Sunday, September 28, 2008

Excavating history, starting at Nogunri 노근리

One sleepless night in Seoul, I wrote a note to myself about what history means to diasporic Koreans in the US, residing in Cold War communities, one generation removed from the pivotal events that changed the course of history on the peninsula forever. I was thinking about this conundrum, of being in Korea where the state media is being reshuffled under Pres. Lee Myung Bak, of life post-KEEP, when the days are no longer packed with site visits with people with fire in their eyes.

It means, first and foremost, that you get an official history that only later, you realize, is the equivalent of reconstituted meat parts vacuum-sealed in tins and stamped for approval by the US State Department.

When you 'return' to Korea, it means constantly being on a scavenger hunt for meaning, and at first, everything satisfies, sometimes the packaged homeland tours, sometimes just the food speared on a stick under the shelter of a colorful umbrella, the vendor speaking to you like you’re her child. It means you visit ‘memorials’ meant to shut you up. It means something clean, like the preserved palaces of Kyungbokgung, it means everyone and everything would like to start over; can we please start over?

And yet, if you refuse the shiny tins of official state history, the amnesiac routes of tourist packages, then where do you begin?

It means you learn history from dogged AP reporters, not your parents or your teachers. It means fifty years later the typhoon rain is the researcher that makes the breakthrough, the construction crane is your accidental instructor, the documentary film is the gateway to questioning everything you've ever learned. And so when you go to Korea, it means you visit graves that don’t have names, it means visiting towns you are never supposed to visit, it means collectively grieving ‘bad' women that you should abolish from your memory...

Like much of the world outside the directly affected families, I learned about the Nogun-ri civilian massacre committed by the US military in 195o through AP reporters. I remember opening the New York Times in my college dining hall in 1999, a day just like any other day, and reading the front page report. The news exploded in my head- that before and during the war, the US army had approved, observed, and directly participated in the killing of Korean civilians without due process or trial, in a period AFTER the US had signed the Geneva conventions (which are meant to protect against the indiscriminate slaughter of civilians during wartime )- and not only this, that the US government had classified the relevant documents and that the South Korean government had suppressed it for almost 50 years. Since 1999, the report, the South Korea Truth Commission has built up a docket of at least 200 such cases.
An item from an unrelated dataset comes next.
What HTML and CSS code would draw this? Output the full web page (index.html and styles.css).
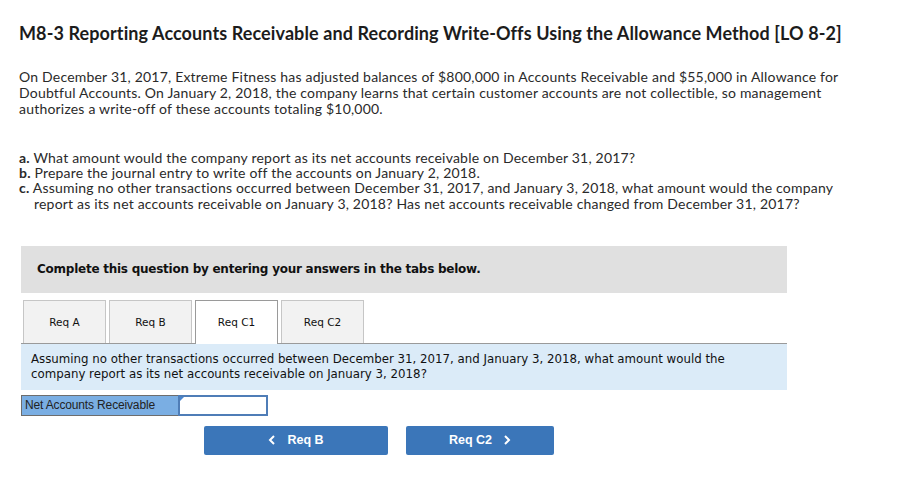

This summer, I had the chance to visit three such sites. I am starting with Nogun-ri because that is where it all started- when those who knew what had happened under the administration of Pres. Syngman Rhee, during US military rule (1945-48) and the Korean War were finally legitimated, when the investigations by the newly formed national Truth Commission could finally begin.
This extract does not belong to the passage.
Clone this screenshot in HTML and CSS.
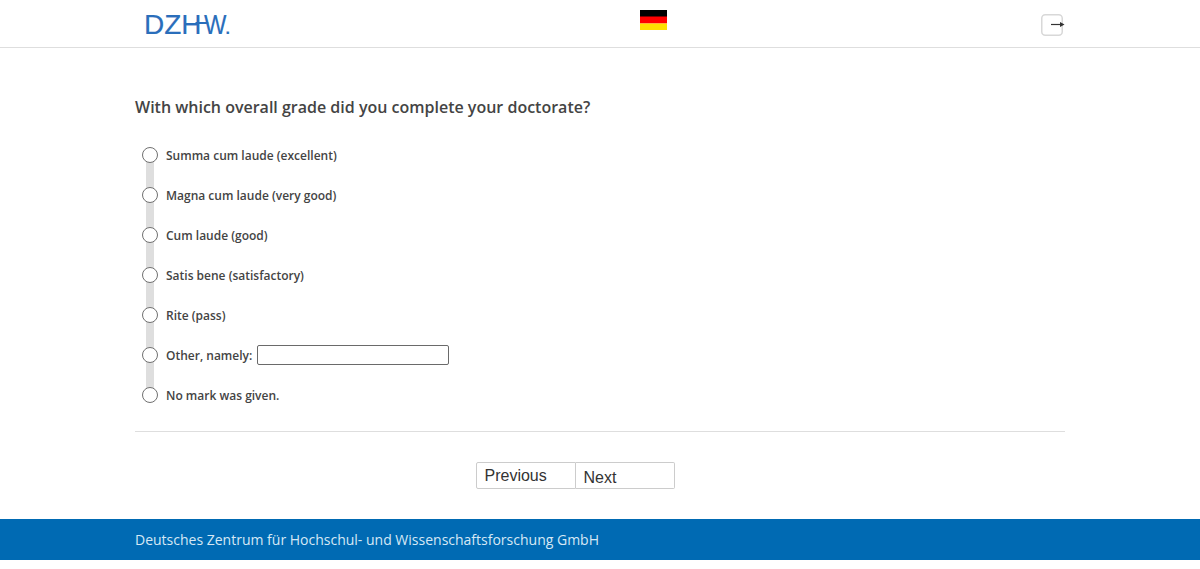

First, in pictures, the huge sign announcing that this is where you are:

I found the huge sign somewhat ironic considering that, for much of the previous fifty years, it had been kept secret by the South Korean government. The politics of naming is also evident - who knows what an 'incident' is, or a '사건', unless you already know what happened at Nogun-ri? Nothing to indicate that this is where planes bombed down upon unarmed refugees and US ground troops fired into both ends of the tunnels.
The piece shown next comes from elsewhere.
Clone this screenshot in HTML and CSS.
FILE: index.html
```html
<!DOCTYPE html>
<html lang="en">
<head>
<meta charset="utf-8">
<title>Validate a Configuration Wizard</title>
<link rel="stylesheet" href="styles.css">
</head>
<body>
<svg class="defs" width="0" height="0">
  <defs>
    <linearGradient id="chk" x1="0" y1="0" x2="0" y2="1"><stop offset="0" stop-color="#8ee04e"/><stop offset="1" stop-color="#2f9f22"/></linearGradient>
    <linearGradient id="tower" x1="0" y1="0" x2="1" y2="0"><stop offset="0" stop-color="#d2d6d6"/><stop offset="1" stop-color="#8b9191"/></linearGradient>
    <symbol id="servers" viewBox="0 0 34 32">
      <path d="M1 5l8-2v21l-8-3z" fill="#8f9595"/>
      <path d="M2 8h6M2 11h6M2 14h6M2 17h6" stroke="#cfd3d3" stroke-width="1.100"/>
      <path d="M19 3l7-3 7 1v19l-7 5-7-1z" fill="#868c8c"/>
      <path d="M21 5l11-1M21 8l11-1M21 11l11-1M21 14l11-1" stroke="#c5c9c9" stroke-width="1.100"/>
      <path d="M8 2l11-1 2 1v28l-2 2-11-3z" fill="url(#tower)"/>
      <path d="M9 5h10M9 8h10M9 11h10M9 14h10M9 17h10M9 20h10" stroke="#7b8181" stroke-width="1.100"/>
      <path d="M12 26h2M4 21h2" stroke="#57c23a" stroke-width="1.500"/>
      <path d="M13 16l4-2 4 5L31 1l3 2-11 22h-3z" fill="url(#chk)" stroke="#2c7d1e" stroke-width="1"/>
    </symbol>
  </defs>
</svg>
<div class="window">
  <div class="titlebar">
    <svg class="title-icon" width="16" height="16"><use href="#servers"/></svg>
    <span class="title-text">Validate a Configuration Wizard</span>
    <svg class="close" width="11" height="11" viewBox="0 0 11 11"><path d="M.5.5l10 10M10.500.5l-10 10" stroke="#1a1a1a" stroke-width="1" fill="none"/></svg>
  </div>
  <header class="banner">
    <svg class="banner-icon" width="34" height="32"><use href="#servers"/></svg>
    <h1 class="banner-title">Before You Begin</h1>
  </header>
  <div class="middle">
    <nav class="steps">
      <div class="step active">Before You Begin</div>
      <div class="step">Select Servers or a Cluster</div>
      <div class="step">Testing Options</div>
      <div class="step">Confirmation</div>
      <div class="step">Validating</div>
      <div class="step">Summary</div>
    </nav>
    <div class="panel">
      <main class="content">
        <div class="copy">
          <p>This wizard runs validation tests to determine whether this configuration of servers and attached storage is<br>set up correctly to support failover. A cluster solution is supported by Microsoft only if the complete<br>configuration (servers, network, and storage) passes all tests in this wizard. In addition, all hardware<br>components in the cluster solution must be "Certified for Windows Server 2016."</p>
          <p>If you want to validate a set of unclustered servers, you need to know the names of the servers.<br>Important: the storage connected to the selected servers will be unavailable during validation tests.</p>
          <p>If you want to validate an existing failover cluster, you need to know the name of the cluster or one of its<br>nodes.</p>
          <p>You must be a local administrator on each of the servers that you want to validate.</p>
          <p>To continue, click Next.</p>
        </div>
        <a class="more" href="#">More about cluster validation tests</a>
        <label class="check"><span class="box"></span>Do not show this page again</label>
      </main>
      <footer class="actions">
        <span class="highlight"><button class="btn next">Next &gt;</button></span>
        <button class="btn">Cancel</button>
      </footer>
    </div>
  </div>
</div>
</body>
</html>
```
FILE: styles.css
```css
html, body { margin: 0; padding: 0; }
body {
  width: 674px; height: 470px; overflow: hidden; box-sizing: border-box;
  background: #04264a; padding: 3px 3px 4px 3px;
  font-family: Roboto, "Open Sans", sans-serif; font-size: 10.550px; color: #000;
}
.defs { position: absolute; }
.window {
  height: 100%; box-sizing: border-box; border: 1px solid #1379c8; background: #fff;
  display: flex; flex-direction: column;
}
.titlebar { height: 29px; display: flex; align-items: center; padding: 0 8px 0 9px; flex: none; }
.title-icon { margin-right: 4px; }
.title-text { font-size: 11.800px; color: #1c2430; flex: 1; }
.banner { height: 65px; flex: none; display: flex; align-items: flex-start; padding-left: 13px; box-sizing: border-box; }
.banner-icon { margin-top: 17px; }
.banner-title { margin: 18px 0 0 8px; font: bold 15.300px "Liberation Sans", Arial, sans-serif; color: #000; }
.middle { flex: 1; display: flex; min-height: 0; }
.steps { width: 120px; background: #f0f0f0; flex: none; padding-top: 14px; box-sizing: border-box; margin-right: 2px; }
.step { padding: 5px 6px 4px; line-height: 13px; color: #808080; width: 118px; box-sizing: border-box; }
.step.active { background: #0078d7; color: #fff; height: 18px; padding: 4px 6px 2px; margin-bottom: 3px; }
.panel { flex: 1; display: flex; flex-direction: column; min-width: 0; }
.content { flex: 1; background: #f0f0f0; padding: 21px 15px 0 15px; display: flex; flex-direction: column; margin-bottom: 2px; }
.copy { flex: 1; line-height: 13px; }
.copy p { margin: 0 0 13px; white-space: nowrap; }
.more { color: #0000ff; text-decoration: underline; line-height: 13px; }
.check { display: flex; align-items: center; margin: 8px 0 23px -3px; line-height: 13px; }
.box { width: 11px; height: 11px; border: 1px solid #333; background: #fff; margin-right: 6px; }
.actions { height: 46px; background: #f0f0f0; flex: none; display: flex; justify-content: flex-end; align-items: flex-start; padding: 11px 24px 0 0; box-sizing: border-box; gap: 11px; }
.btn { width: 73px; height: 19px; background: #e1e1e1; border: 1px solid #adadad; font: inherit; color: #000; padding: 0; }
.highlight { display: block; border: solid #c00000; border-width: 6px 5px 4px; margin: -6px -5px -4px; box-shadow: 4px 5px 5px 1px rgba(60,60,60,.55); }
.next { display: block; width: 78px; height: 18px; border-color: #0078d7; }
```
Consider that the South Korean government had tried covering up the holes from the machine gun strafing (which didn't work too well, as you can see here from the dark patches below):


But in the later acceptance of the fact that the whole world now knew about Nogun-ri, the bullet holes from the airplane firing are now made even more visible by white paint circles (although there are more bullet holes than just the ones circled). Here, on one side of the tunnels:



And just to give a sense of scale:

You have to walk through the tunnel to find the small memorial where you can commemorate those who have been killed. Walking through the tunnel is not easy; you can just read the information panel and skip back to the car and drive off into the sunset. But walking through the enormity of the tunnel alone, it struck me; what it would feel like to hold on those memories for decades, to survive and survive and survive that experience without anyone listening, to be persecuted for even remembering -- how long did that tunnel feel?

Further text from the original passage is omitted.